Казацкий голова вышел, а Воронцов откинулся на подушки. Сердце жгло, он устал даже от короткого разговора. Но времени на отдых не было, следовало ещё многое сделать.
Все эти приготовления будут бесполезны, пока они, как в мешке, сидят под охраной полудницы. Почему ведьма закрыла выход? Она обещала помощь, но действия её противоречивы — отпустила, исцелила, но открыла дорогу князю. Прасковья передала весть о колдуне, но полудница перекрыла ход из деревни, собрала убежавших татар. Впрочем, нынче следует принимать любую помощь.
— Николай!
— Я здесь.
— Мы не сможем ничего сделать, пока хутор и деревню сторожит полудница. Ты с ней по-доброму смог сговориться, так выступи парламентёром ещё раз — пусть она передаст весточку своей хозяйке или Прасковье. — Воронцов прервался.
— Понял, ваше высокоблагородие, будет сделано.
Больной чуть улыбнулся.
— Брось церемонии, не на плацу. Нам нужна помощь… пусть пришлёт целебное зелье, а лучше пусть явится сама, колдун готовится к штурму.
— Передам, Георгий Петрович.
— Знаешь ли, как её дозваться?
— Да, в поля нужно пройти и колосьев коснуться.

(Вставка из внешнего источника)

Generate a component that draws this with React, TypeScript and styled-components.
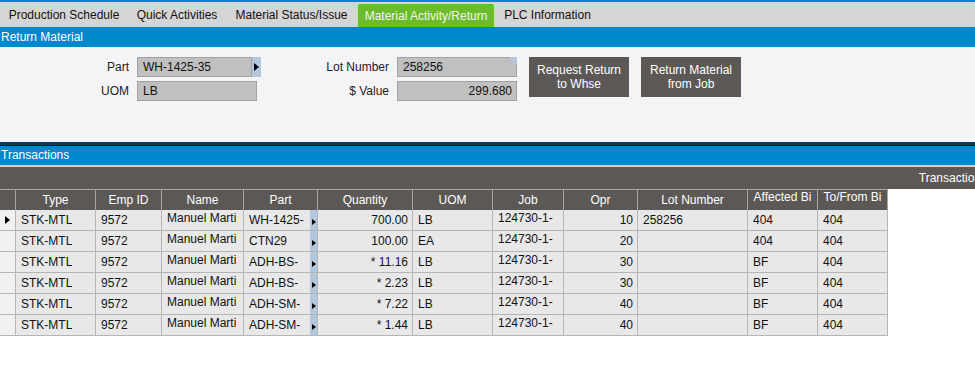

— Верно. Но кое-что ещё я тебе скажу. Полудница… она просила меня дать ей покой. — Георгий умолк, рукою показав, что сейчас продолжит. — Она жаждет встретиться с дочерью. Не знаю… помогут ли тебе сии сведения, но… ты подумай.
От такой длинной речи Георгию стало совсем худо, и он лишился чувств.
— Георгий Петрович! — всполошился солдат. — Олег, беги за Федькой!
Николай сбрызгивал больного водой, тормошил, но тот оставался недвижим, и солдат успел встревожиться не на шутку, пока Олег привёл Фёдора.
— Помоги ему!
Фёдор в последние дни был сумрачен и молчалив, вот и сейчас он подошёл нехотя, всё время бросая взгляд на серое, колдовское небо за окном.
Поглядел на болящего, послушал сердце.
— Он спит, не надо его трогать.
— Добро. Сиди тут, у его постели.
— Да к чему? Ран у него нет, а я не дохтур.
— Сказано сиди, значит, сиди, — неожиданно рассердился Николай. — Кроме тебя некому. Олег, а ты чего ждёшь? Помолился бы за здоровье господина капитана.
Попенял и вышел, а Олег и в самом деле совсем позабыл о молитвах. Все его мысли занимала Олеся. Он общался с ней при посредстве писем, а вчера вечером она даже позволила взять себя за руку, и сегодня Олег жил только этим чудесным воспоминанием.
От слов Николая он несколько опомнился, поглядел на господина капитана и, сложив молитвенно руки, обратился к Богу. Он старался и просил искренне и, как и прежде, испытал тёплое, доверительное чувство причащения к Спасителю, то чувство, каковое единственно испытывают младенцы к своим матерям. И если ранее он всегда слышал некий ответ, то теперь перестал его ощущать.
Ещё совсем недавно это открытие повергло бы его в пучину горя, а нынче он лишь решил повторить попытку снова ближе к полудню, а сам отправился сочинять новое письмо своей любимой.
Николай же сгоряча вышел на двор, но делать там ему было нечего. Досада кипела у него в сердце — и Олег нехорош, и Фёдор, и даже господин капитан. Как можно было слечь в постель в такой час? Почему лучший врачеватель не хочет лечить, почему послушник не спешит молиться? Разлад и смятение, этак здешнее сидение добром не кончится.